In 2008, Califf defended Zetia, a Merck cholesterol drug, against criticism that it might be, in the words of one cardiologist, ‘an expensive placebo.’ A 2014 study he ran showed that the medicine was effective at preventing heart attacks, but that the effect was small.  

‘The questions were legitimate, but I think some of the grandstanding that happened was probably not ideal,’ Califf told me then about some of the medicine’s critics. He said he had proposed an entirely different study, in which the drug, which is not that potent but is very safe, would be taken by people with high cholesterol in the early stages of heart disease for many years; the drug maker balked.

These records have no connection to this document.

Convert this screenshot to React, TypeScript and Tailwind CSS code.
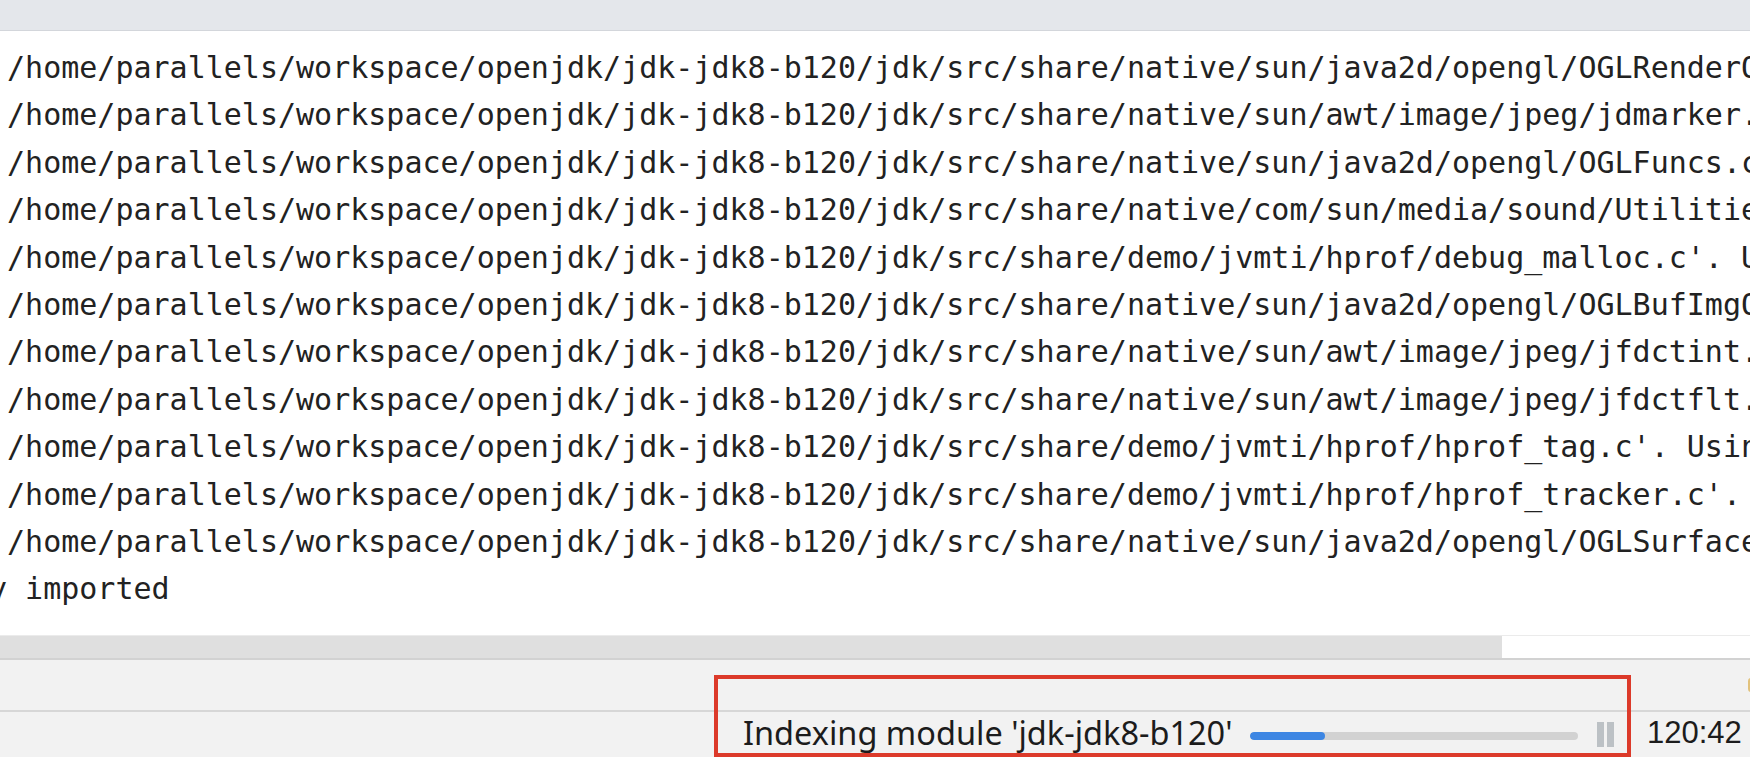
import React from "react";

const mono = { fontFamily: '"DejaVu Sans Mono", "Liberation Mono", monospace' };
const ui = { fontFamily: '"Noto Sans", "Open Sans", sans-serif' };

const base = "'/home/parallels/workspace/openjdk/jdk-jdk8-b120/jdk/src/share/";

const lines = [
    base + "native/sun/java2d/opengl/OGLRenderQueue.c'. Using",
    base + "native/sun/awt/image/jpeg/jdmarker.c'. Using",
    base + "native/sun/java2d/opengl/OGLFuncs.c'. Using",
    base + "native/com/sun/media/sound/Utilities.c'. Using",
    base + "demo/jvmti/hprof/debug_malloc.c'. Using",
    base + "native/sun/java2d/opengl/OGLBufImgOps.c'. Using",
    base + "native/sun/awt/image/jpeg/jfdctint.c'. Using",
    base + "native/sun/awt/image/jpeg/jfdctflt.c'. Using",
    base + "demo/jvmti/hprof/hprof_tag.c'. Using",
    base + "demo/jvmti/hprof/hprof_tracker.c'. Using",
    base + "native/sun/java2d/opengl/OGLSurfaceData.c'. Using",
    "y imported",
];

export default function App() {
    return (
        <div className="relative flex h-[772px] w-[1750px] flex-col overflow-hidden bg-white">
            {/* editor tab strip */}
            <div className="h-[31px] shrink-0 border-b border-[#d3d6db] bg-[#e4e7eb]" />

            {/* console output */}
            <div className="min-h-0 flex-1 overflow-hidden bg-white pt-[13px]">
                <div
                    className="-ml-[11px] whitespace-pre text-[30px] leading-[47.4px] text-[#222222]"
                    style={mono}
                >
                    {lines.map((line, i) => (
                        <div key={i}>{line}</div>
                    ))}
                </div>
            </div>

            {/* horizontal scrollbar */}
            <div className="flex h-[23px] shrink-0 border-t border-[#ebebeb] bg-white">
                <div className="h-full w-[1502px] bg-[#dfdfdf]" />
            </div>
            <div className="h-[2px] shrink-0 bg-[#d2d2d2]" />

            {/* tool window strip */}
            <div className="flex h-[50px] shrink-0 items-center justify-end bg-[#f2f2f2]">
                <div className="mr-[-4px] h-[14px] w-[6px] rounded-full border-2 border-[#e2c27c]" />
            </div>
            <div className="h-[2px] shrink-0 bg-[#d7d7d7]" />

            {/* status bar */}
            <div className="flex h-[45px] shrink-0 items-end bg-[#f2f2f2] pb-[4px] pl-[743px]">
                <div className="w-[507px] shrink-0">
                    <span
                        className="whitespace-nowrap text-[32.5px] leading-[40px] text-[#1c1c1c]"
                        style={ui}
                    >
                        Indexing module 'jdk-jdk8-b120'
                    </span>
                </div>
                <div className="mb-[13px] flex h-[8px] w-[328px] shrink-0 overflow-hidden rounded-full bg-[#d2d2d2]">
                    <div className="h-full w-[75px] rounded-full bg-[#3d86e3]" />
                </div>
                <div className="mb-[6px] ml-[19px] flex h-[25px] shrink-0 gap-[3px]">
                    <div className="h-full w-[7px] bg-[#bcc1c5]" />
                    <div className="h-full w-[7px] bg-[#bcc1c5]" />
                </div>
                <span
                    className="ml-[33px] whitespace-nowrap text-[31px] leading-[40px] text-[#1c1c1c]"
                    style={{ fontFamily: '"Liberation Sans", Arial, sans-serif' }}
                >
                    120:42
                </span>
            </div>
            <div className="h-[15px] shrink-0 bg-white" />

            {/* annotation frame */}
            <div className="absolute left-[714px] top-[675px] h-[82px] w-[917px] border-4 border-[#dc3a2a]" />
        </div>
    );
}
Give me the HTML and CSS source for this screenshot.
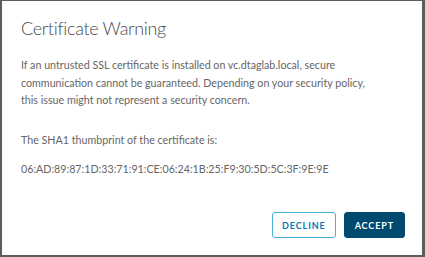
FILE: index.html
```html
<!DOCTYPE html>
<html lang="en">
<head>
    <meta charset="UTF-8">
    <meta name="viewport" content="width=device-width, initial-scale=1.0">
    <title>Certificate Warning</title>
    <link rel="stylesheet" href="styles.css">
</head>
<body>
    <div class="modal">
        <h1 class="modal-title">Certificate Warning</h1>
        <div class="modal-body">
            <p class="warning">If an untrusted SSL certificate is installed on vc.dtaglab.local, secure<br>
            communication cannot be guaranteed. Depending on your security policy,<br>
            this issue might not represent a security concern.</p>
            <p>The SHA1 thumbprint of the certificate is:</p>
            <p>06:AD:89:87:1D:33:71:91:CE:06:24:1B:25:F9:30:5D:5C:3F:9E:9E</p>
        </div>
        <div class="modal-footer">
            <button class="btn btn-outline">Decline</button>
            <button class="btn btn-primary">Accept</button>
        </div>
    </div>
</body>
</html>
```

FILE: styles.css
```css
* {
    margin: 0;
    padding: 0;
    box-sizing: border-box;
    font-family: Lato, 'Open Sans', sans-serif;
}

body {
    background: #ffffff;
    color: #666666;
}

.modal {
    width: 425px;
    height: 257px;
    background: white;
    border-style: solid;
    border-color: #5c5c5c;
    border-width: 1px 3px 2px 2px;
    padding: 15px 19px 0 19px;
    display: flex;
    flex-direction: column;
}

.modal-title {
    font-size: 18px;
    font-weight: 300;
    letter-spacing: -0.3px;
    color: #4a4a4a;
    line-height: 24px;
}

.modal-body {
    margin-top: 16px;
    font-size: 10.7px;
    line-height: 17.5px;
}

.modal-body p {
    margin-bottom: 11.5px;
}

.modal-body .warning {
    margin-bottom: 22px;
}

.modal-footer {
    display: flex;
    justify-content: flex-end;
    gap: 8px;
    margin-top: auto;
    margin-bottom: 17px;
    margin-right: -2px;
}

.btn {
    height: 26px;
    padding: 0 9px;
    border-radius: 3px;
    font-size: 9px;
    font-weight: 700;
    letter-spacing: 0.9px;
    text-transform: uppercase;
}

.btn-outline {
    background: white;
    border: 1px solid #49afd9;
    color: #0079b8;
}

.btn-primary {
    background: #004a70;
    border: 1px solid #004a70;
    color: white;
    padding: 0 10px;
}
```
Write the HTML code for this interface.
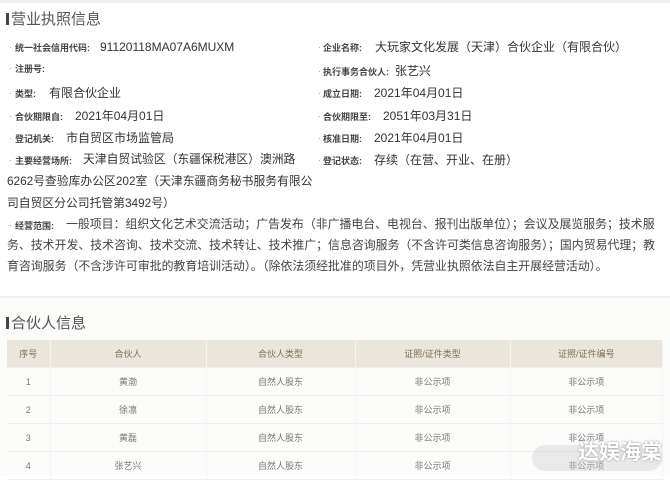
<!DOCTYPE html>
<html><head><meta charset="utf-8"><style>
body{margin:0;width:670px;height:474px;overflow:hidden;background:#fff;font-family:"Liberation Sans","Noto Sans CJK SC",sans-serif;color:#333;position:relative}
.a{position:absolute;white-space:nowrap;line-height:1}
.l{font-size:9px;font-weight:bold;color:#444}
.v{font-size:12px;color:#333}
.d{font-size:8px;color:#888}
.t{font-size:15px;color:#555}
.bar{display:inline-block;width:3px;height:12px;background:#444;margin-right:2px;vertical-align:-1px}
table{position:absolute;left:7px;top:340px;width:656px;border-collapse:collapse;font-size:9px;color:#777;table-layout:fixed}
td{text-align:center;border-right:1px solid #f4f4f4;border-bottom:1px solid #eee;height:27px;padding:0}
tr.h td{background:#ebe6db;color:#7a6f5e;height:27px}
.p{font-size:11.9px;color:#444}
</style></head><body>
<div style="position:absolute;left:0;top:0;width:670px;height:3px;background:#f1efe9"></div>
<div class="a t" style="left:6px;top:12px"><span class="bar"></span>营业执照信息</div>

<div class="a d" style="left:9px;top:44px">·</div><div class="a l" style="left:15px;top:44px">统一社会信用代码:</div><div class="a v" style="left:100px;top:41px">91120118MA07A6MUXM</div>
<div class="a d" style="left:9px;top:65px">·</div><div class="a l" style="left:15px;top:65px">注册号:</div>
<div class="a d" style="left:9px;top:90px">·</div><div class="a l" style="left:15px;top:90px">类型:</div><div class="a v" style="left:49px;top:87px">有限合伙企业</div>
<div class="a d" style="left:9px;top:113px">·</div><div class="a l" style="left:15px;top:113px">合伙期限自:</div><div class="a v" style="left:75px;top:110px">2021年04月01日</div>
<div class="a d" style="left:9px;top:135px">·</div><div class="a l" style="left:15px;top:135px">登记机关:</div><div class="a v" style="left:66px;top:132px">市自贸区市场监管局</div>
<div class="a d" style="left:9px;top:157px">·</div><div class="a l" style="left:15px;top:157px">主要经营场所:</div><div class="a v" style="left:83px;top:154px;font-size:11.8px">天津自贸试验区（东疆保税港区）澳洲路</div>
<div class="a v" style="left:7px;top:176px;font-size:11.8px">6262号查验库办公区202室（天津东疆商务秘书服务有限公</div>
<div class="a v" style="left:7px;top:198px;font-size:11.8px">司自贸区分公司托管第3492号）</div>

<div class="a d" style="left:318px;top:44px">·</div><div class="a l" style="left:323px;top:44px">企业名称:</div><div class="a v" style="left:375px;top:41px">大玩家文化发展（天津）合伙企业（有限合伙）</div>
<div class="a d" style="left:318px;top:68px">·</div><div class="a l" style="left:323px;top:68px">执行事务合伙人:</div><div class="a v" style="left:395px;top:65px">张艺兴</div>
<div class="a d" style="left:318px;top:90px">·</div><div class="a l" style="left:323px;top:90px">成立日期:</div><div class="a v" style="left:374px;top:87px">2021年04月01日</div>
<div class="a d" style="left:318px;top:113px">·</div><div class="a l" style="left:323px;top:113px">合伙期限至:</div><div class="a v" style="left:383px;top:110px">2051年03月31日</div>
<div class="a d" style="left:318px;top:135px">·</div><div class="a l" style="left:323px;top:135px">核准日期:</div><div class="a v" style="left:374px;top:132px">2021年04月01日</div>
<div class="a d" style="left:318px;top:157px">·</div><div class="a l" style="left:323px;top:157px">登记状态:</div><div class="a v" style="left:374px;top:154px">存续（在营、开业、在册）</div>

<div class="a d" style="left:9px;top:222px">·</div><div class="a l" style="left:15px;top:222px">经营范围:</div>
<div class="a p" style="left:66px;top:219px">一般项目：组织文化艺术交流活动；广告发布（非广播电台、电视台、报刊出版单位）；会议及展览服务；技术服</div>
<div class="a p" style="left:7px;top:240px">务、技术开发、技术咨询、技术交流、技术转让、技术推广；信息咨询服务（不含许可类信息咨询服务）；国内贸易代理；教</div>
<div class="a p" style="left:7px;top:261px">育咨询服务（不含涉许可审批的教育培训活动）。（除依法须经批准的项目外，凭营业执照依法自主开展经营活动）。</div>

<div style="position:absolute;left:0;top:296px;width:670px;height:178px;background:#fbfbfa;border-top:2px solid #f0efec"></div>
<div class="a t" style="left:6px;top:316px"><span class="bar"></span>合伙人信息</div>
<table>
<colgroup><col style="width:43px"><col style="width:156px"><col style="width:149px"><col style="width:155px"><col></colgroup>
<tr class="h"><td>序号</td><td>合伙人</td><td>合伙人类型</td><td>证照/证件类型</td><td>证照/证件编号</td></tr>
<tr><td>1</td><td>黄渤</td><td>自然人股东</td><td>非公示项</td><td>非公示项</td></tr>
<tr><td>2</td><td>徐凛</td><td>自然人股东</td><td>非公示项</td><td>非公示项</td></tr>
<tr><td>3</td><td>黄磊</td><td>自然人股东</td><td>非公示项</td><td>非公示项</td></tr>
<tr><td>4</td><td>张艺兴</td><td>自然人股东</td><td>非公示项</td><td>非公示项</td></tr>
</table>
<div style="position:absolute;left:532px;top:445px;width:130px;height:26px;border-radius:13px;background:rgba(200,200,200,.35)"></div>
<div class="a" style="left:578px;top:442px;font-size:21px;color:#fff;font-weight:bold;text-shadow:0 0 2px #888">达娱海棠</div>
</body></html>
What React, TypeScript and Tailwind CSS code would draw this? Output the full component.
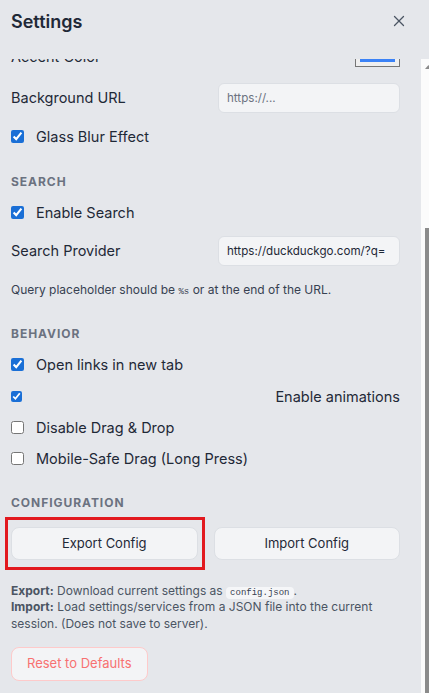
import React, { useEffect, useRef } from "react";
import { X } from "lucide-react";

const font = { fontFamily: "Inter, 'Noto Sans', sans-serif" };
const mono = { fontFamily: "'Liberation Mono', monospace" };

function SectionTitle({ children, className = "" }: { children: React.ReactNode; className?: string }) {
	return (
		<div className={`h-4 text-[12px] leading-4 font-bold tracking-[0.08em] text-[#6b7280] ${className}`}>
			{children}
		</div>
	);
}

function CheckRow({ label, checked, className = "" }: { label: string; checked?: boolean; className?: string }) {
	return (
		<label className={`flex h-5 items-center gap-3 text-[14.5px] text-[#1f2937] ${className}`}>
			<input type="checkbox" defaultChecked={checked} className="m-0 h-[13px] w-[13px] shrink-0 accent-[#1a6fd6]" />
			<span>{label}</span>
		</label>
	);
}

function InputRow({ label, value, placeholder, className = "" }: { label: string; value?: string; placeholder?: string; className?: string }) {
	return (
		<div className={`flex h-[30px] items-center justify-between text-[14.5px] text-[#1f2937] ${className}`}>
			<span>{label}</span>
			<input
				defaultValue={value}
				placeholder={placeholder}
				className="h-[30px] w-[182px] rounded-md border border-[#dcdfe4] bg-[#f3f4f6] px-[8px] text-[11.6px] text-[#1f2937] outline-none placeholder:text-[#6b7280]"
			/>
		</div>
	);
}

export default function App() {
	const bodyRef = useRef<HTMLDivElement>(null);

	useEffect(() => {
		if (bodyRef.current) {
			bodyRef.current.scrollTop = bodyRef.current.scrollHeight;
		}
	}, []);

	return (
		<div className="h-[693px] w-[429px] overflow-hidden bg-[#e5e7eb]" style={font}>
			<div className="flex h-full w-[436px] flex-col">
				{/* Header */}
				<div className="flex h-[59px] shrink-0 items-start justify-between pl-[11px] pr-[28px] pt-[10px]">
					<h2 className="text-[18px] font-semibold leading-6 text-[#1f2937]">Settings</h2>
					<button className="mt-[2px] text-[#4b5563]">
						<X size={18} strokeWidth={1.75} />
					</button>
				</div>

				<div className="flex min-h-0 flex-1">
					{/* Body */}
					<div
						ref={bodyRef}
						className="flex w-[421px] shrink-0 flex-col overflow-y-auto pb-3 pl-[11px] pr-[21px] [scrollbar-width:none]"
					>
						<SectionTitle className="mt-4">APPEARANCE</SectionTitle>
						<div className="mt-[13px] flex h-[30px] items-center justify-between text-[14.5px] text-[#1f2937]">
							<span>Theme</span>
							<select className="h-[30px] w-[182px] rounded-md border border-[#dcdfe4] bg-[#f3f4f6] px-2 text-[11.6px]">
								<option>System</option>
							</select>
						</div>
						<div className="mt-3 flex h-[30px] items-center justify-between text-[14.5px] text-[#1f2937]">
							<span>Layout</span>
							<select className="h-[30px] w-[182px] rounded-md border border-[#dcdfe4] bg-[#f3f4f6] px-2 text-[11.6px]">
								<option>Grid</option>
							</select>
						</div>
						<div className="mt-3 flex h-[30px] items-center justify-between text-[14.5px] text-[#1f2937]">
							<span>Columns</span>
							<input defaultValue="4" className="h-[30px] w-[182px] rounded-md border border-[#dcdfe4] bg-[#f3f4f6] px-2 text-[11.6px]" />
						</div>
						<div className="mt-3 flex h-[30px] items-center justify-between text-[14.5px] text-[#1f2937]">
							<span className="mt-[5px]">Accent Color</span>
							<div className="h-[26px] w-[45px] border border-[#767676] bg-[#efefef] p-[4px]">
								<div className="h-full w-full bg-[#3b82f6]" />
							</div>
						</div>
						<InputRow label="Background URL" placeholder="https://..." className="mt-[15px]" />
						<CheckRow label="Glass Blur Effect" checked className="mt-[14px]" />

						<SectionTitle className="mt-[27px]">SEARCH</SectionTitle>
						<CheckRow label="Enable Search" checked className="mt-[13px]" />
						<InputRow label="Search Provider" value="https://duckduckgo.com/?q=" className="mt-[13px]" />
						<p className="mt-4 h-4 text-[12px] leading-4 text-[#374151]">
							Query placeholder should be <code className="text-[9px] leading-none" style={mono}>%s</code> or at the end of the URL.
						</p>

						<SectionTitle className="mt-[28px]">BEHAVIOR</SectionTitle>
						<CheckRow label="Open links in new tab" checked className="mt-[13px]" />
						<label className="mt-3 flex h-5 items-center justify-between text-[14.5px] text-[#1f2937]">
							<input type="checkbox" defaultChecked className="m-0 h-[11px] w-[11px] accent-[#1a6fd6]" />
							<span>Enable animations</span>
						</label>
						<CheckRow label="Disable Drag & Drop" className="mt-[11px]" />
						<CheckRow label="Mobile-Safe Drag (Long Press)" className="mt-[11px]" />

						<SectionTitle className="mt-[26px]">CONFIGURATION</SectionTitle>
						<div className="mt-4 grid grid-cols-2 gap-4">
							<div className="relative">
								<button className="h-[33px] w-full rounded-lg border border-[#dcdfe4] bg-[#f3f4f6] text-[13px] text-[#1f2937]">
									Export Config
								</button>
								<div className="pointer-events-none absolute -bottom-[10px] -left-[6px] -right-[7px] -top-[10px] border-[3px] border-[#e2191f]" />
							</div>
							<button className="h-[33px] rounded-lg border border-[#dcdfe4] bg-[#f3f4f6] text-[13px] text-[#1f2937]">
								Import Config
							</button>
						</div>
						<div className="mt-[21px] h-[50px] shrink-0 pt-[2px] text-[12px] leading-[16.5px] text-[#4b5563]">
							<p>
								<span className="font-bold">Export:</span> Download current settings as{" "}
								<code className="rounded bg-[#f5f6f8] px-1 py-[1px] text-[9px] leading-none text-[#374151]" style={mono}>
									config.json
								</code>
								.
							</p>
							<p>
								<span className="font-bold">Import:</span> Load settings/services from a JSON file into the current session. (Does not save to server).
							</p>
						</div>
						<div className="mt-4">
							<button className="h-[34px] rounded-lg border border-[#fecaca] bg-[#f3f4f6] px-[15px] text-[13px] text-[#f87171]">
								Reset to Defaults
							</button>
						</div>
					</div>

					{/* Scrollbar */}
					<div className="flex w-[15px] shrink-0 flex-col bg-[#fbfbfb]">
						<div className="flex h-[15px] items-center justify-center">
							<svg width="7" height="4" viewBox="0 0 7 4">
								<path d="M0 4 L3.5 0 L7 4 Z" fill="#8a8a8a" />
							</svg>
						</div>
						<div className="h-[154px]" />
						<div className="ml-[4px] flex-1 bg-[#8b8b8b]" />
					</div>
				</div>
			</div>
		</div>
	);
}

He also did not always fall on the pro-industry side. Califf was instrumental in the FDA’s embrace of a proposal that established that diabetes medicines have to prove their safety to the heart. The proposal was initially accompanied by fears that it would prevent the development of new medicines. Instead, it led to the discovery that some newer diabetes medicines could prevent heart attacks, something researchers did not expect.Califf notably confronted controversy during his last go-round as FDA commissioner. A drug for muscular dystrophy, made by the biotechnology firm Sarepta, was up for approval based on data about levels of a key protein, dystrophin, that is missing in the muscles of boys with the disease. FDA officials were at odds: Some did not want to approve the medicine, but Janet Woodcock, now the FDA’s acting commissioner and then a top official, decided to approve it. When other officials appealed the ruling, Califf let it stand on the grounds that Woodcock had not done anything improper and that he did not want, as a political appointee, to overrule a staff decision. Topol said the decision was ‘compromising reasonable approval standards.’

‘I said, what about the data?’ Topol said recently. ‘What about the evidence? That was a big surprise to me because he does support data.’

Califf had, essentially, been asked to choose between his desire for data and his desire for maintaining proper processes, and process had won out.

That matters because most of the concerns facing the FDA boil down to whether the agency’s processes are doing enough to generate the right amount of data and to make correct decisions. On opioids, the FDA followed its processes, but they were the wrong ones — even when this meant approving new, potent opioids when the pandemic was in full swing. Controversies around the FDA’s decisions don’t really revolve around whether the FDA followed protocol, but whether it made the right call. Look, for instance, at the controversial decision to approve Aduhelm, the Alzheimer’s drug from Biogen. Other global regulators, including those in Europe and Japan, have decided not to approve the medicine. The right question is not whether the FDA followed its protocols, but whether the data back its decisions.

Topol said he was sure that Califf was taking the new job for the right reasons. Califf, he said, was having a fine time working in tech and playing golf. He is likely taking the job because of a sense of duty. ‘I give him credit,’ Topol said, ‘for responding to the call.’

Some ambition and ego, however, would probably be well-placed. If he wants to serve the agency, he should serve himself and make sure he has a clear and unwavering idea of what it should do and how it should act. At his confirmation hearing, many senators seemed unsure how to even pronounce his name. He’d serve the FDA best by making sure that he’s making a firm enough mark that that doesn’t ever happen again.